I could tell Roger ANYTHING.
We were best friends. When we had something happen in our lives, good OR bad, we ran to each other first. Sometimes we laughed so hard in bed and on the phone that he would have a coughing fit. And I would pee a little.
He would talk me into something, and I would never just begrudgingly agree to it to appease him. I’d go in with an adventurous heart and knock it out of the park. Surprise him by surpassing his expectations.
And I was never afraid to put myself out there and play along and give it my all. And if I was, I popped a Xanax and made memories despite my fear, because we made each other feel alive and we complemented each other with our big personalities and our big hearts and our mischievous spirits.

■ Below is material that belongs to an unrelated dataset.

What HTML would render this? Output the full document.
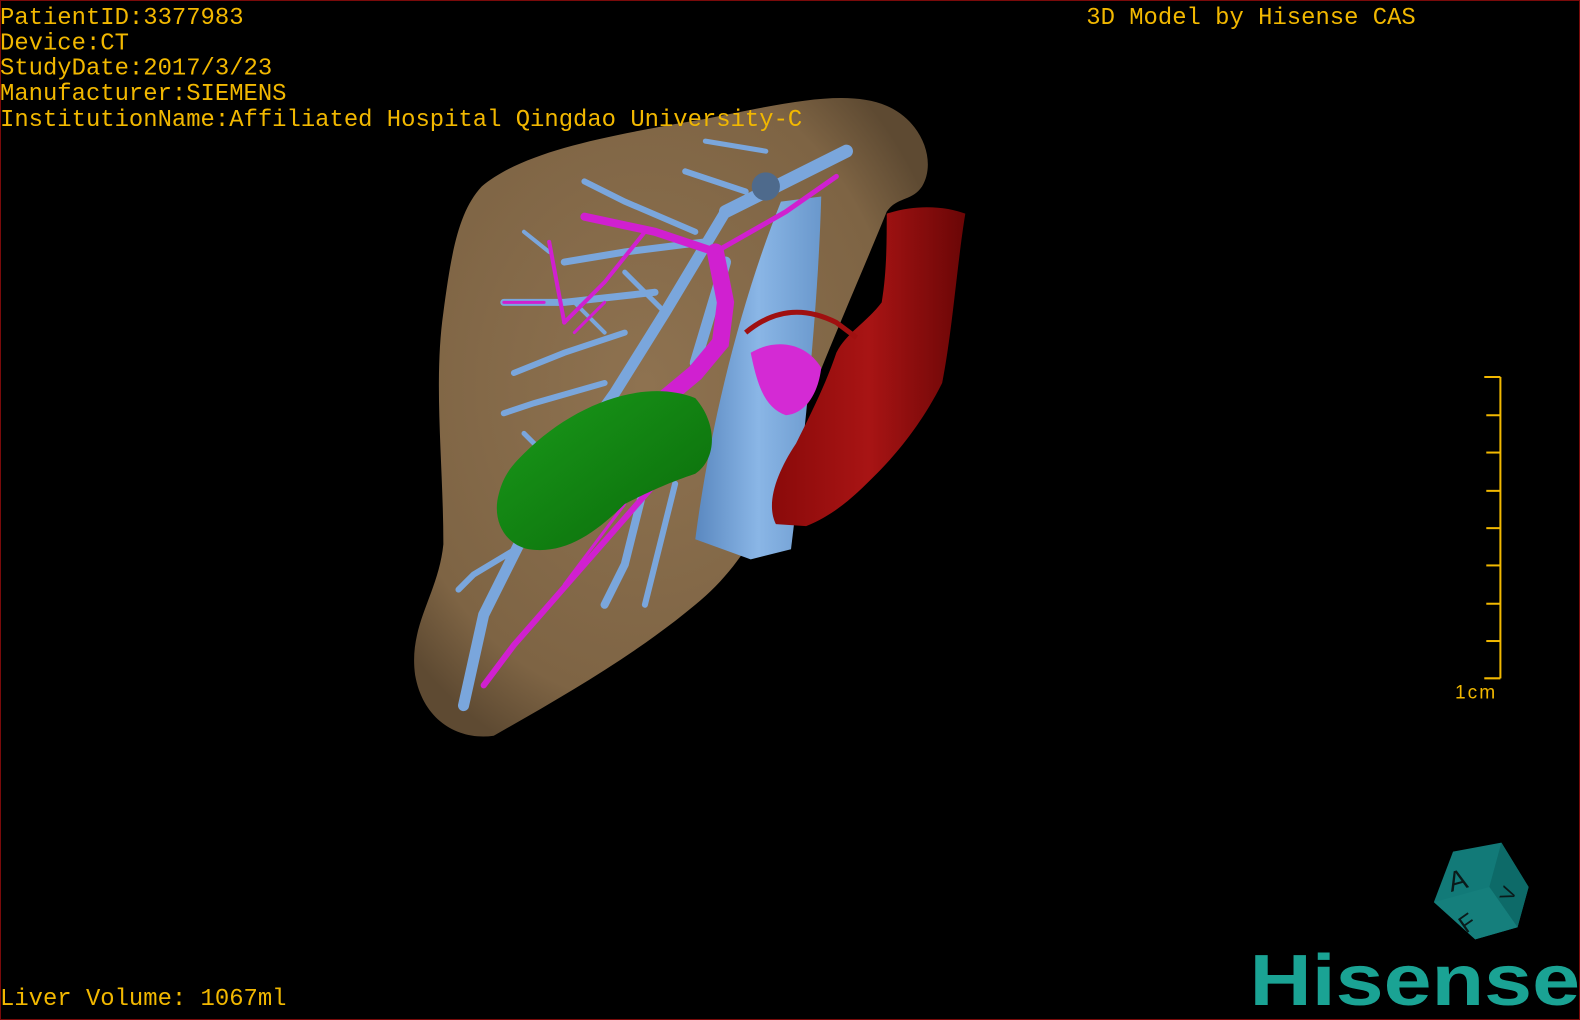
<!DOCTYPE html>
<html><head><meta charset="utf-8"><style>
html,body{margin:0;padding:0;background:#000;}
body{width:1580px;height:1020px;overflow:hidden;position:relative;}
svg{position:absolute;left:0;top:0;}
</style></head><body>
<svg width="1580" height="1020" viewBox="0 0 1568 1012" preserveAspectRatio="none" xmlns="http://www.w3.org/2000/svg">
<defs>
<radialGradient id="lv" cx="0.45" cy="0.45" r="0.62"><stop offset="0" stop-color="#8e7250"/><stop offset="0.8" stop-color="#7e6444"/><stop offset="1" stop-color="#5e4a32"/></radialGradient>
<linearGradient id="gr" x1="0" y1="0" x2="1" y2="1"><stop offset="0" stop-color="#1a9a1a"/><stop offset="1" stop-color="#0a6a0a"/></linearGradient>
<linearGradient id="rd" x1="0" y1="0" x2="1" y2="0"><stop offset="0" stop-color="#8a0a0a"/><stop offset="0.5" stop-color="#a81414"/><stop offset="1" stop-color="#6a0606"/></linearGradient>
<linearGradient id="ivc" x1="0" y1="0" x2="1" y2="0"><stop offset="0" stop-color="#5a88c0"/><stop offset="0.5" stop-color="#8ab6e6"/><stop offset="1" stop-color="#6a98cc"/></linearGradient>
</defs>
<rect x="0" y="0" width="1568" height="1012" fill="#000" stroke="#7a0a0a" stroke-width="2"/>
<path d="M478,185 C520,150 600,135 700,118 C780,102 840,88 880,105 C915,120 930,160 915,185 C905,200 890,195 880,210 C860,260 820,350 790,430 C770,500 740,560 690,600 C630,650 560,690 490,730 C455,735 420,715 412,670 C405,620 435,590 440,540 C440,460 430,380 440,310 C448,250 455,210 478,185 Z" fill="url(#lv)"/>
<g stroke="#7aa6dc" stroke-linecap="round" fill="none">
<path d="M720,210 L840,150" stroke-width="13"/>
<path d="M720,210 L660,310 L610,390 L560,460 L515,540 L480,610 L460,700" stroke-width="11"/>
<path d="M700,240 L620,250 L560,260" stroke-width="7"/>
<path d="M650,290 L560,300 L500,300" stroke-width="7"/>
<path d="M620,330 L560,350 L510,370" stroke-width="6"/>
<path d="M600,380 L530,400 L500,410" stroke-width="6"/>
<path d="M690,230 L620,200 L580,180" stroke-width="6"/>
<path d="M740,190 L680,170" stroke-width="6"/>
<path d="M660,310 L620,270" stroke-width="5"/>
<path d="M640,480 L620,560 L600,600" stroke-width="8"/>
<path d="M670,480 L640,600" stroke-width="6"/>
<path d="M520,540 L470,570 L455,585" stroke-width="6"/>
<path d="M560,470 L520,430" stroke-width="5"/>
<path d="M720,260 L690,360" stroke-width="11"/>
<path d="M545,250 L520,230" stroke-width="4"/>
<path d="M600,330 L570,300" stroke-width="4"/>
<path d="M700,140 L760,150" stroke-width="5"/>
</g>
<path d="M775,200 L815,195 C812,300 800,420 785,545 L745,555 L690,535 C705,420 735,300 775,200 Z" fill="url(#ivc)"/>
<circle cx="760" cy="185" r="14" fill="#4e6a8c"/>
<g stroke="#d020d0" stroke-linecap="round" fill="none">
<path d="M580,215 L650,230 L710,250" stroke-width="8"/>
<path d="M710,250 L720,300 L715,340 L690,370 L660,395" stroke-width="17"/>
<path d="M710,250 L780,210 L830,175" stroke-width="5"/>
<path d="M640,230 L600,280 L560,320" stroke-width="4"/>
<path d="M560,320 L545,240" stroke-width="4"/>
<path d="M650,480 L580,560 L510,640 L480,680" stroke-width="6"/>
<path d="M620,500 L560,580" stroke-width="3"/>
<path d="M540,300 L500,300" stroke-width="3"/>
<path d="M600,300 L570,330" stroke-width="3"/>
</g>
<path d="M745,350 C770,335 800,340 815,365 C812,390 800,410 780,412 C760,405 752,385 745,350 Z" fill="#d42ad4"/>
<path d="M520,450 C570,400 640,375 690,395 C712,420 712,455 690,470 C660,480 640,490 620,500 C590,530 560,550 525,545 C500,540 488,515 495,490 C500,470 510,460 520,450 Z" fill="url(#gr)"/>
<path d="M880,212 C910,202 940,205 958,212 C950,260 945,330 935,380 C915,420 890,450 870,470 C850,490 830,510 800,522 L770,520 C760,500 770,470 790,440 C805,410 820,380 830,350 C840,330 860,320 875,300 C880,270 880,240 880,212 Z" fill="url(#rd)"/>
<path d="M740,330 C770,305 800,305 830,320 L850,335" stroke="#a01010" stroke-width="5" fill="none"/>
<g font-family="'Liberation Mono',monospace" font-size="23.7" fill="#f2b800">
<text x="0" y="24">PatientID:3377983</text>
<text x="0" y="49">Device:CT</text>
<text x="0" y="74">StudyDate:2017/3/23</text>
<text x="0" y="99">Manufacturer:SIEMENS</text>
<text x="0" y="125">InstitutionName:Affiliated Hospital Qingdao University-C</text>
<text x="1078" y="24">3D Model by Hisense CAS</text>
<text x="0" y="997">Liver Volume: 1067ml</text>
</g>
<g stroke="#f2b800" stroke-width="2">
<line x1="1489" y1="374" x2="1489" y2="673"/>
<line x1="1473" y1="374" x2="1489" y2="374"/>
<line x1="1475" y1="412" x2="1489" y2="412"/>
<line x1="1475" y1="449" x2="1489" y2="449"/>
<line x1="1475" y1="487" x2="1489" y2="487"/>
<line x1="1475" y1="524" x2="1489" y2="524"/>
<line x1="1475" y1="561" x2="1489" y2="561"/>
<line x1="1475" y1="599" x2="1489" y2="599"/>
<line x1="1475" y1="636" x2="1489" y2="636"/>
<line x1="1473" y1="673" x2="1489" y2="673"/>
</g>
<text x="1444" y="693" font-family="'Liberation Sans',sans-serif" font-size="19" fill="#f2b800" letter-spacing="2">1cm</text>
<polygon points="1442,845 1490,836 1517,880 1506,920 1464,932 1423,895" fill="#127a78"/>
<polygon points="1490,836 1517,880 1506,920 1478,880" fill="#0d6a68"/>
<polygon points="1423,895 1478,880 1506,920 1464,932" fill="#157f7c"/>
<text x="1437" y="882" font-family="'Liberation Sans',sans-serif" font-size="28" fill="#0a1a1a" transform="rotate(-15 1450 872)">A</text>
<text x="1488" y="893" font-family="'Liberation Sans',sans-serif" font-size="20" fill="#0a1a1a" transform="rotate(-70 1496 885)">V</text>
<text x="1447" y="922" font-family="'Liberation Sans',sans-serif" font-size="24" fill="#0a1a1a" transform="rotate(-35 1458 912)">F</text>
<text x="1240" y="997" font-family="'Liberation Sans',sans-serif" font-weight="bold" font-size="72" fill="#1aa394" textLength="328" lengthAdjust="spacingAndGlyphs">Hisense</text>
</svg>
</body></html>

He was my partner in crime.
I did not have to hide parts of myself.
We could have changed the sexual dynamic between us. Our relationship could have weathered that storm. We could have found excitement in less harmful things than what she offered him.
I don’t know why he didn’t love me for the spirit inside of me. Or why he couldn’t make me an honest part of his life. He had no children to worry about hurting, just a very independent wife he said made him miserable.
Just like I said, a shiny penny always gets dull.
When that happens, they end up on the ground and countless people step on them while going about their day.
Some are lucky, and someone looking down sees them, in spite of having no shine to reflect the sun.
But most people DON’T see the penny, and all it takes to make it shiny again is for one single person to bend over and pick it up and give it a good buffing. All it takes is one person that sees the value in the penny under all the grime.
A thousand poor people probably walked right by the penny.
Maybe there is something to be learned from the wealthy guy that bent over and put it in his pocket.